=== STORED DATA ===

— Start —

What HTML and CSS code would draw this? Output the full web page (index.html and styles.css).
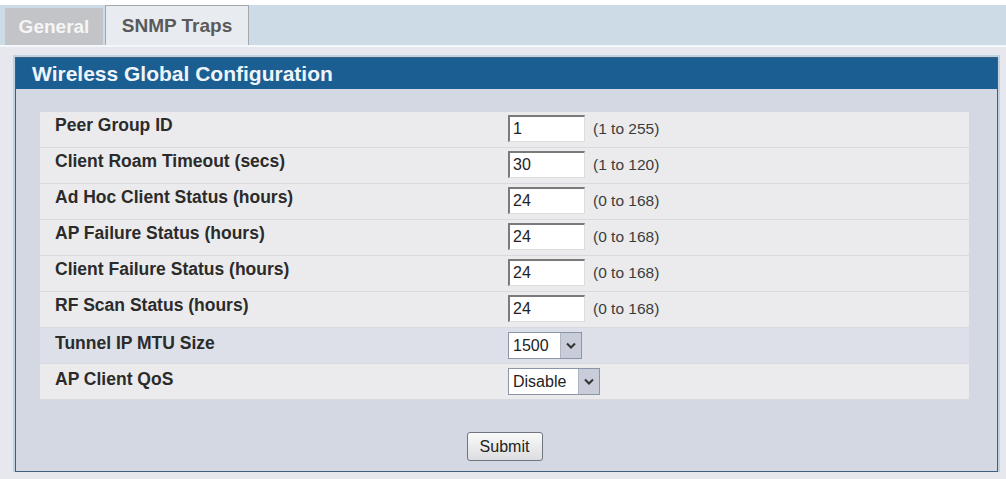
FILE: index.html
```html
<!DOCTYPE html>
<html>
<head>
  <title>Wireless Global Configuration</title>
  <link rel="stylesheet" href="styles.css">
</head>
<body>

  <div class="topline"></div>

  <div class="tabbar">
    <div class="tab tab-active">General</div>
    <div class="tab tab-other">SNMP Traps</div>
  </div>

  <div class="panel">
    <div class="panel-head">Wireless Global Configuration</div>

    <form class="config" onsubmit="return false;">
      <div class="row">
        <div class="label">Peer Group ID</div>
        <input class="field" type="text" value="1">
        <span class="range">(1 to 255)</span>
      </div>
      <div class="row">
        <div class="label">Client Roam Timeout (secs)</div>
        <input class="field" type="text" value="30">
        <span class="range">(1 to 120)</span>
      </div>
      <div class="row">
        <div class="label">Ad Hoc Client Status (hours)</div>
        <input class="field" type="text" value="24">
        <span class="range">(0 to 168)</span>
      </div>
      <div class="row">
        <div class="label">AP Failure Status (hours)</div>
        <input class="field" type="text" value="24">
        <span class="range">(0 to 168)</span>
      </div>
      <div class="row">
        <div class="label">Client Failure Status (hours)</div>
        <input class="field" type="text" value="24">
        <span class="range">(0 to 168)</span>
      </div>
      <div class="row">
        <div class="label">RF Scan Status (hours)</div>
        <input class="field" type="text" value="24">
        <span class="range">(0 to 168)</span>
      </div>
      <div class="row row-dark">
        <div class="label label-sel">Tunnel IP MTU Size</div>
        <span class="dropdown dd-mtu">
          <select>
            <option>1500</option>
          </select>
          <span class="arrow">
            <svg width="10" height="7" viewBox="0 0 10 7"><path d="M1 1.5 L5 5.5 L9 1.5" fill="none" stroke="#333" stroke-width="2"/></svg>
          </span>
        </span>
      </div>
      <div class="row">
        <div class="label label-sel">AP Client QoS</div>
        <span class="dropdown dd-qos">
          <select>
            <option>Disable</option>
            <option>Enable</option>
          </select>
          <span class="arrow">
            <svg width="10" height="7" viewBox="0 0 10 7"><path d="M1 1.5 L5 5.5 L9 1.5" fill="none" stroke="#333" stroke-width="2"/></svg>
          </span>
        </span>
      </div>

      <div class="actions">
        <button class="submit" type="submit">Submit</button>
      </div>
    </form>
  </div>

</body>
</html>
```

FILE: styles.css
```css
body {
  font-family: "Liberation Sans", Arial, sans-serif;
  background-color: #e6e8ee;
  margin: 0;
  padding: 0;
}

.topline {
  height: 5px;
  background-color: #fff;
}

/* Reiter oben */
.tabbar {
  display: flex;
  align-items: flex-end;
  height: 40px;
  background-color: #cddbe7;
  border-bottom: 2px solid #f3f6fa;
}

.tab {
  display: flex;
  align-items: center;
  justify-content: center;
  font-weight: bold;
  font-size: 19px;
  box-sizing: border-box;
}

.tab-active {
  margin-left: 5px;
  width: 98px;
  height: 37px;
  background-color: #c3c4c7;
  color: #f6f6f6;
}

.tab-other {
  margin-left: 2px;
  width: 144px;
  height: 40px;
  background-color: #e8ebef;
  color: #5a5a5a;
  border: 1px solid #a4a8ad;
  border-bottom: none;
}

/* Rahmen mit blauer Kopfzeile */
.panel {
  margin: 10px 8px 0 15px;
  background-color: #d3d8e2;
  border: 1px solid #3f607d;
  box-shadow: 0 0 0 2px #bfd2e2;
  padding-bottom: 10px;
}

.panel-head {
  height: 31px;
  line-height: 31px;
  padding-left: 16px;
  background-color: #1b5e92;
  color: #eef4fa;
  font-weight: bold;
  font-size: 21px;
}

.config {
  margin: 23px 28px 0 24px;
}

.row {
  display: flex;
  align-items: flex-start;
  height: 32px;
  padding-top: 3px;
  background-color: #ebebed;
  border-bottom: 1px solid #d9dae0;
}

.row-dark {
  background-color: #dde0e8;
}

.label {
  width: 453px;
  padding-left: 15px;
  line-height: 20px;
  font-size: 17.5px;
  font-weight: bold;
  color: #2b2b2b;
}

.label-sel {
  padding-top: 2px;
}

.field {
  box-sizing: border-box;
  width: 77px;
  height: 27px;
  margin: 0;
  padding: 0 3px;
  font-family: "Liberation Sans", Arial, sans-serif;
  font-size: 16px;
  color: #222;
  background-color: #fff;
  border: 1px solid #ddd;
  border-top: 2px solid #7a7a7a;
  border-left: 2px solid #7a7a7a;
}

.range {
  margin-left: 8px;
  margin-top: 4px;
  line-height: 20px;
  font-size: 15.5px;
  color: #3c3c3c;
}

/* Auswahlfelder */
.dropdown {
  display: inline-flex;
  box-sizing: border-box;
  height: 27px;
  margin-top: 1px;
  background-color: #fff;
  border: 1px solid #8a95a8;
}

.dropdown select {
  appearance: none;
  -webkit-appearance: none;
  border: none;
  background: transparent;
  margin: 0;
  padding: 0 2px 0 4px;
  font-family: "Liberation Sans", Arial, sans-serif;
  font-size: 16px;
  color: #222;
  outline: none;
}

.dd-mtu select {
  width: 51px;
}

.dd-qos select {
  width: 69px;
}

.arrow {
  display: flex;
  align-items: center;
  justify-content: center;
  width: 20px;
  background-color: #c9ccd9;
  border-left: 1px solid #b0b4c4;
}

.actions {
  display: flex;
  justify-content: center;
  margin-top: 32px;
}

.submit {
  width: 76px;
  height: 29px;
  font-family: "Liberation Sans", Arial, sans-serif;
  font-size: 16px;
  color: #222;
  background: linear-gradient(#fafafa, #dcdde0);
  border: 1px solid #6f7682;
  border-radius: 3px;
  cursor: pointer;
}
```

— End —

=== GIVEN REQUEST ===
Return the listing above in full and without alteration, excluding its pictures.

=== IN RESPONSE ===
What HTML and CSS code would draw this? Output the full web page (index.html and styles.css).
FILE: index.html
```html
<!DOCTYPE html>
<html>
<head>
  <title>Wireless Global Configuration</title>
  <link rel="stylesheet" href="styles.css">
</head>
<body>

  <div class="topline"></div>

  <div class="tabbar">
    <div class="tab tab-active">General</div>
    <div class="tab tab-other">SNMP Traps</div>
  </div>

  <div class="panel">
    <div class="panel-head">Wireless Global Configuration</div>

    <form class="config" onsubmit="return false;">
      <div class="row">
        <div class="label">Peer Group ID</div>
        <input class="field" type="text" value="1">
        <span class="range">(1 to 255)</span>
      </div>
      <div class="row">
        <div class="label">Client Roam Timeout (secs)</div>
        <input class="field" type="text" value="30">
        <span class="range">(1 to 120)</span>
      </div>
      <div class="row">
        <div class="label">Ad Hoc Client Status (hours)</div>
        <input class="field" type="text" value="24">
        <span class="range">(0 to 168)</span>
      </div>
      <div class="row">
        <div class="label">AP Failure Status (hours)</div>
        <input class="field" type="text" value="24">
        <span class="range">(0 to 168)</span>
      </div>
      <div class="row">
        <div class="label">Client Failure Status (hours)</div>
        <input class="field" type="text" value="24">
        <span class="range">(0 to 168)</span>
      </div>
      <div class="row">
        <div class="label">RF Scan Status (hours)</div>
        <input class="field" type="text" value="24">
        <span class="range">(0 to 168)</span>
      </div>
      <div class="row row-dark">
        <div class="label label-sel">Tunnel IP MTU Size</div>
        <span class="dropdown dd-mtu">
          <select>
            <option>1500</option>
          </select>
          <span class="arrow">
            <svg width="10" height="7" viewBox="0 0 10 7"><path d="M1 1.5 L5 5.5 L9 1.5" fill="none" stroke="#333" stroke-width="2"/></svg>
          </span>
        </span>
      </div>
      <div class="row">
        <div class="label label-sel">AP Client QoS</div>
        <span class="dropdown dd-qos">
          <select>
            <option>Disable</option>
            <option>Enable</option>
          </select>
          <span class="arrow">
            <svg width="10" height="7" viewBox="0 0 10 7"><path d="M1 1.5 L5 5.5 L9 1.5" fill="none" stroke="#333" stroke-width="2"/></svg>
          </span>
        </span>
      </div>

      <div class="actions">
        <button class="submit" type="submit">Submit</button>
      </div>
    </form>
  </div>

</body>
</html>
```

FILE: styles.css
```css
body {
  font-family: "Liberation Sans", Arial, sans-serif;
  background-color: #e6e8ee;
  margin: 0;
  padding: 0;
}

.topline {
  height: 5px;
  background-color: #fff;
}

/* Reiter oben */
.tabbar {
  display: flex;
  align-items: flex-end;
  height: 40px;
  background-color: #cddbe7;
  border-bottom: 2px solid #f3f6fa;
}

.tab {
  display: flex;
  align-items: center;
  justify-content: center;
  font-weight: bold;
  font-size: 19px;
  box-sizing: border-box;
}

.tab-active {
  margin-left: 5px;
  width: 98px;
  height: 37px;
  background-color: #c3c4c7;
  color: #f6f6f6;
}

.tab-other {
  margin-left: 2px;
  width: 144px;
  height: 40px;
  background-color: #e8ebef;
  color: #5a5a5a;
  border: 1px solid #a4a8ad;
  border-bottom: none;
}

/* Rahmen mit blauer Kopfzeile */
.panel {
  margin: 10px 8px 0 15px;
  background-color: #d3d8e2;
  border: 1px solid #3f607d;
  box-shadow: 0 0 0 2px #bfd2e2;
  padding-bottom: 10px;
}

.panel-head {
  height: 31px;
  line-height: 31px;
  padding-left: 16px;
  background-color: #1b5e92;
  color: #eef4fa;
  font-weight: bold;
  font-size: 21px;
}

.config {
  margin: 23px 28px 0 24px;
}

.row {
  display: flex;
  align-items: flex-start;
  height: 32px;
  padding-top: 3px;
  background-color: #ebebed;
  border-bottom: 1px solid #d9dae0;
}

.row-dark {
  background-color: #dde0e8;
}

.label {
  width: 453px;
  padding-left: 15px;
  line-height: 20px;
  font-size: 17.5px;
  font-weight: bold;
  color: #2b2b2b;
}

.label-sel {
  padding-top: 2px;
}

.field {
  box-sizing: border-box;
  width: 77px;
  height: 27px;
  margin: 0;
  padding: 0 3px;
  font-family: "Liberation Sans", Arial, sans-serif;
  font-size: 16px;
  color: #222;
  background-color: #fff;
  border: 1px solid #ddd;
  border-top: 2px solid #7a7a7a;
  border-left: 2px solid #7a7a7a;
}

.range {
  margin-left: 8px;
  margin-top: 4px;
  line-height: 20px;
  font-size: 15.5px;
  color: #3c3c3c;
}

/* Auswahlfelder */
.dropdown {
  display: inline-flex;
  box-sizing: border-box;
  height: 27px;
  margin-top: 1px;
  background-color: #fff;
  border: 1px solid #8a95a8;
}

.dropdown select {
  appearance: none;
  -webkit-appearance: none;
  border: none;
  background: transparent;
  margin: 0;
  padding: 0 2px 0 4px;
  font-family: "Liberation Sans", Arial, sans-serif;
  font-size: 16px;
  color: #222;
  outline: none;
}

.dd-mtu select {
  width: 51px;
}

.dd-qos select {
  width: 69px;
}

.arrow {
  display: flex;
  align-items: center;
  justify-content: center;
  width: 20px;
  background-color: #c9ccd9;
  border-left: 1px solid #b0b4c4;
}

.actions {
  display: flex;
  justify-content: center;
  margin-top: 32px;
}

.submit {
  width: 76px;
  height: 29px;
  font-family: "Liberation Sans", Arial, sans-serif;
  font-size: 16px;
  color: #222;
  background: linear-gradient(#fafafa, #dcdde0);
  border: 1px solid #6f7682;
  border-radius: 3px;
  cursor: pointer;
}
```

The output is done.